僕は、足元に竿を置き、顔を赤く上気させて、冷たい水が打ち寄せる湖のふちにしばらく立ち尽くしていた。
○
蒸気船のやさしい揺れが好きだった。フロントデッキの上で、しばらく僕は浅い眠りに落ちていたようだ。蒸気船は出航した河口の桟橋に向かって煙りを吐き続けていた。同じ川を逆戻りしているわけたが、景色は違って見えた。初めて歩く道で、行きと帰りがまったく違った道に見えて戸惑うことがよくある。川もまたひとつの道ということか。いづれにしても道に迷うわけでもなし、また違った景色が見られるのだから、そのほうが良かった。流れゆく世界をぼんやりと眺めて、水辺の風景を楽しんでいた。バターカップの黄色い小花が、土手の草原に点々と咲いていた。男の子がそのなかに腰掛けて釣り糸を垂らしていた。絵のなかのような、のどかな風景だった。
デッキで風に吹かれ、沈黙のまま座りつづけている僕に、ピーター船長が話かけてきた。
「ホバートの街の前を流れるダーウェント川は見たかい。あの大きな川では、捕鯨が行われていたんだよ。海から上がってきたクジラの潮を吹く音で眠れないほどだったんだ」
その話は、無口になっていた僕の気を充分に引きつける内容のものだった。
「クジラが見られるの?」
「もうずいぶん昔の話さ。クジラの潮吹きがうるさいってのは、タスマニアの初代総督が日記に書いていたものだよ」
クジラの話は、150年も前のことだった。クジラが大挙して潮を吹き上げる姿がビジュアルになって、頭の中を悠然と泳いでいった。

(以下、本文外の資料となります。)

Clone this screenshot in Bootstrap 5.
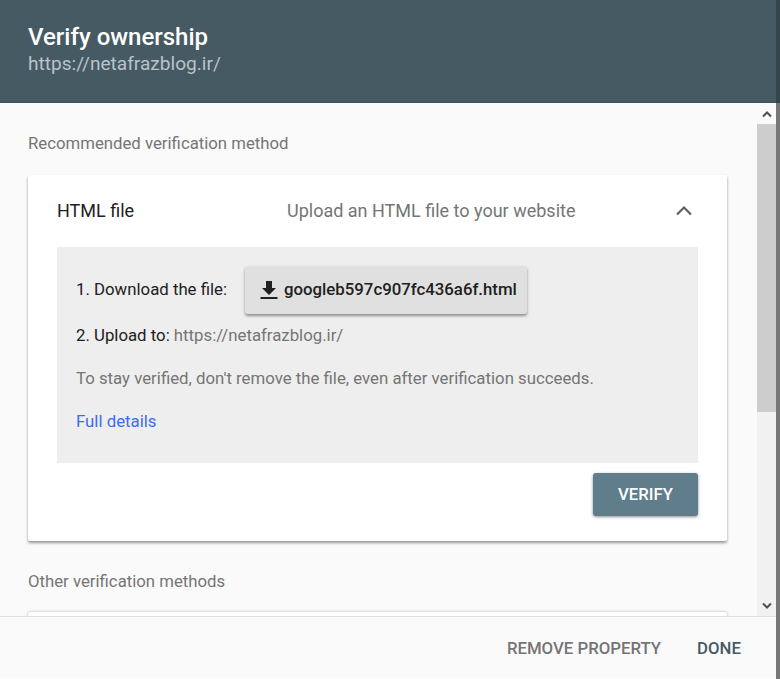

満月の夜、クジラたちが仲間どうし唄を歌い合いながら、湾からダーウェント川へクルーズするのだ。それは愛の歌といわれるが、どんな歌なのだろう。人間が聴いて、その旋律に心がときめくだろうか。その歌と、時折、吹き上げる潮の息が、植民地の港街に鳴り渡る。巨大な水の生き物の存在が、闇のなかで空気を伝ってやってくる。ベッドの中で息をひそめ、その音を聴くのだ。
この土地の天気は変わりやすかった。1週間いつもそうだった。晴れのち、どりしゃぶり、ときに雪、そして虹という天気。気温も8度から20度まで上下した。にぎやかな天候に一喜一憂しつつ、それを旅として楽しんだ。豊かな雨が、森にしみ、湖に湧き、川となって流れ、大海へと続く。そこに鱒やサーモンやクジラたちが群れ泳ぐ。オーストラリア内陸の砂漠とはまったく異なる水の世界。タスマニアは、水の国だった。
またもやポツリ、ポツリと大粒の水滴がデッキを打ちはじめ、やがて大粒のシャワーとなった。しばらく僕はデッキの上でそのまま雨に打たれ、水と遊んだ。川下の遙か上空には青空がのぞいていた。
船室に入り、シャツを脱いで手すりに掛けた。ポタポタとしずくが木の床に落ち弾け、小さな水たまりを作っていた。やがて水滴の量が水たまりとなり、床の低い方へひと筋の線を描いて流れていった。僕は曇った眼鏡をバンダナで拭き、窓越しに川を眺めた。川いちめんに、雨が無数の波紋を打っていた。湿った冷たい風が、川面を渡っていった。蒸気船は相変わらずのマイペースで、白い煙りを吐きながら、水性動物のようにゆったりとヒューオン川を下っていった。